It Takes Two - Elliot Mackle

Ladymol's Review

This book was rec’d to me by someone reading my Brokeback Mountain story. She said I might like it and she was right! This book is wonderful! Not only is it a great, hot love story, but it’s a remarkably interesting historical novel. Set in 1949, in post-war south of America, the story is narrated by Dan, an ex-Navy lieutenant who runs a hotel in Florida. His best buddy is Bud, an ex-marine, a detective on the local force. This is an era of racial segregation in the south, a subject that is handled with shocking authenticity. It’s also an era of extreme, conservative morals. Anything outside the norm of heterosexual marriage was treated with extreme prejudice.

Dan knows exactly what he is. He discovered his sexuality on the USS Indianapolis when he met and fell in love with Mike Rizzo, an ensign assigned to his bunk. Bud, however, is determined to be normal, thinks he’s straight. He’s seeing Slim, a waitress, so what he does with Dan, what he’s obsessed with doing with Dan, is just mixing it up, fooling around, bubby high-jinks.

There’s an amusing cast of characters, refugees from this ghastly moralistic atmosphere.
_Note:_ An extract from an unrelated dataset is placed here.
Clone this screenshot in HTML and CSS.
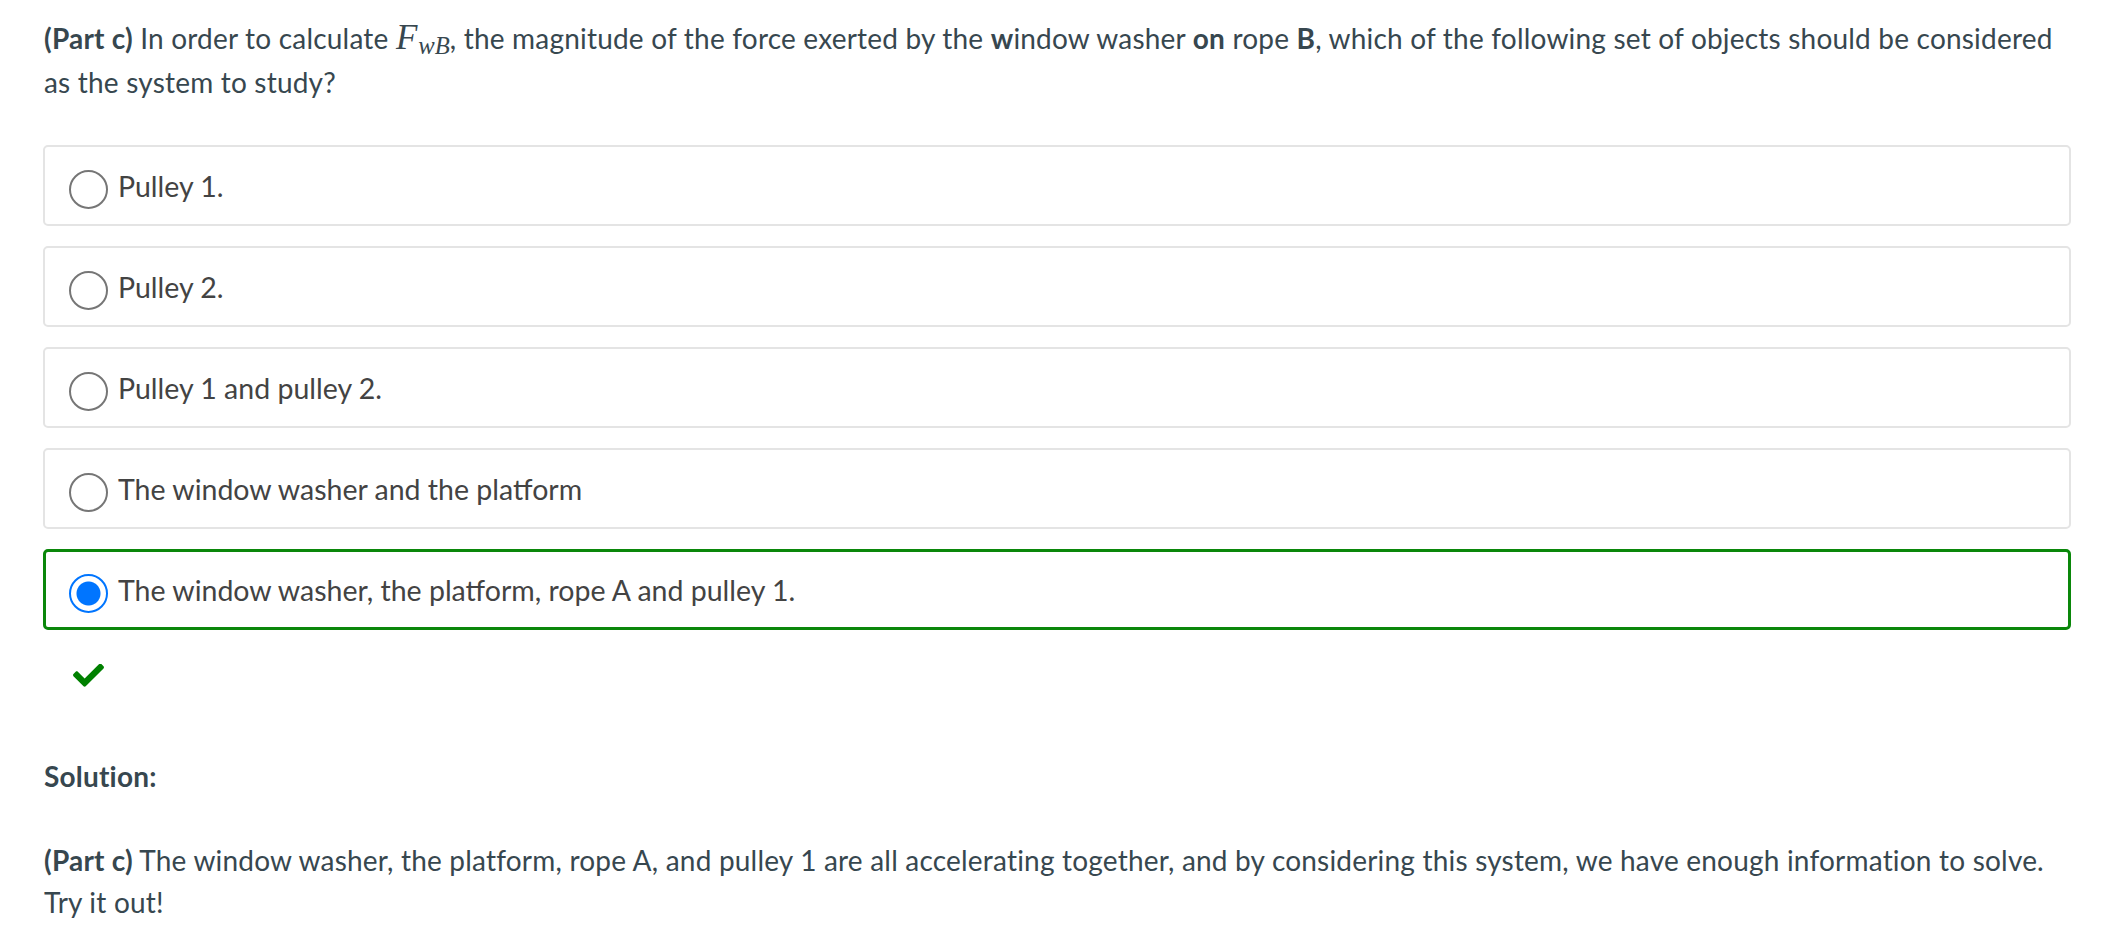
FILE: index.html
```html
<!DOCTYPE html>
<html lang="en">
<head>
<meta charset="utf-8">
<title>Part c</title>
<link rel="stylesheet" href="styles.css">
</head>
<body>
<main class="page">
  <p class="text question"><strong>(Part c)</strong> In order to calculate <span class="math"><span class="mi">F</span><span class="sub">wB</span></span>, the magnitude of the force exerted by the <strong>w</strong>indow washer <strong>on</strong> rope <strong>B</strong>, which of the following set of objects should be considered as the system to study?</p>

  <ul class="options">
    <li class="option"><span class="radio"></span><span class="label">Pulley 1.</span></li>
    <li class="option"><span class="radio"></span><span class="label">Pulley 2.</span></li>
    <li class="option"><span class="radio"></span><span class="label">Pulley 1 and pulley 2.</span></li>
    <li class="option"><span class="radio"></span><span class="label">The window washer and the platform</span></li>
    <li class="option option-correct"><span class="radio radio-checked"></span><span class="label">The window washer, the platform, rope A and pulley 1.</span></li>
  </ul>

  <div class="feedback">
    <svg class="check" viewBox="0 0 512 380" width="31" height="23" aria-hidden="true"><path fill="#008000" d="M173.898 367.404l-166.4-166.4c-9.997-9.997-9.997-26.206 0-36.204l36.203-36.204c9.997-9.998 26.207-9.998 36.204 0L192 240.69 432.095 0.596c9.997-9.997 26.207-9.997 36.204 0l36.203 36.204c9.997 9.997 9.997 26.206 0 36.204l-294.4 294.401c-9.998 9.997-26.207 9.997-36.204-.001z"/></svg>
  </div>

  <p class="text solution-title"><strong>Solution:</strong></p>
  <p class="text solution"><strong>(Part c)</strong> The window washer, the platform, rope A, and pulley 1 are all accelerating together, and by considering this system, we have enough information to solve. Try it out!</p>
</main>
</body>
</html>
```
FILE: styles.css
```css
html, body {
  margin: 0;
  padding: 0;
  background: #ffffff;
}

.page {
  padding: 17px 35px 0 43px;
  font-family: "Lato", "Liberation Sans", sans-serif;
  font-size: 28px;
  line-height: 42px;
  color: #37474f;
}

.text {
  margin: 0;
  padding-left: 1px;
  padding-right: 4px;
  letter-spacing: 0.2px;
}

.text strong {
  font-weight: 700;
}

.math {
  font-family: "Liberation Serif", "DejaVu Serif", serif;
  font-style: italic;
  white-space: nowrap;
  letter-spacing: 0;
}

.mi {
  font-size: 1.25em;
  margin-right: 1px;
}

.sub {
  font-size: 0.88em;
  vertical-align: -0.22em;
  line-height: 1;
}

.question {
  margin-bottom: 42px;
}

.options {
  list-style: none;
  margin: 0;
  padding: 0;
  display: flex;
  flex-direction: column;
  gap: 20px;
}

.option {
  box-sizing: border-box;
  height: 81px;
  border: 2px solid #e4e4e4;
  border-radius: 5px;
  display: flex;
  align-items: center;
  padding-left: 24px;
  font-size: 28.5px;
  line-height: 36px;
  color: #434343;
}

.option-correct {
  border: 3px solid #0a870a;
  padding-left: 23px;
}

.radio {
  box-sizing: border-box;
  flex: none;
  width: 39px;
  height: 39px;
  border: 2px solid #767676;
  border-radius: 50%;
  margin-top: 8px;
  margin-right: 10px;
  background: #fff;
}

.radio-checked {
  border-color: #0075ff;
  background: radial-gradient(circle, #0075ff 0 11.5px, #ffffff 12.5px);
}

.label {
  white-space: nowrap;
}

.feedback {
  display: flex;
  padding-left: 30px;
  padding-top: 34px;
  height: 23px;
  margin-bottom: 68px;
}

.check {
  display: block;
}

.solution-title {
  margin-bottom: 42px;
}
```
They get drawn to the hotel and find a refuge there with Dan. They know what’s going on between Dan and the tough ex-marine. They’ve all got secrets of their own to protect.

The sex is just great in this book, Bud wanting and needing it, resisting, Dan more and more frustrated. I’ve never read so many euphemisms for man on man sex, but Bud knows them all.

 

Eventually, paralysing fear that they will be discovered leads Bud to break it off with Dan. Dan finds physical comfort in the arms of another man while his heart is breaking. 

It’s a fascinating read aside from this great love story. Racial politics have so radically changed in the States, that it’s hard to believe that this story is set within our lifetimes (well, our parents, anyway). Has the gay repression changed equally? Can you imagine anyone being able to go public and say they didn’t want to see Crash (the racial-themed movie that won the Oscar) because films with blacks in made them cringe? Yet they can say that about films with gay men in. Can you imagine a white actor being asked how they coped with kissing a black one? Yet Heath and Jake got bombarded with dumb questions about how they coped with the gay scenes in Brokeback. I’d say we still have a long way to go.

There are wonderful crossovers to other books or films we’ve reviewed. Dan finds a copy of Kinsey’s report on male sexuality and for the first time finds a name for what he is and discovers that he’s one of 10% of the male population. I was shocked when I watched Kinsey to see just how little heterosexual married couples knew about sex, let alone young men with feelings for other men.

If you like stories about tough straight-acting men who happen to love other men then this is the book for you. Excellent read, highly recommended.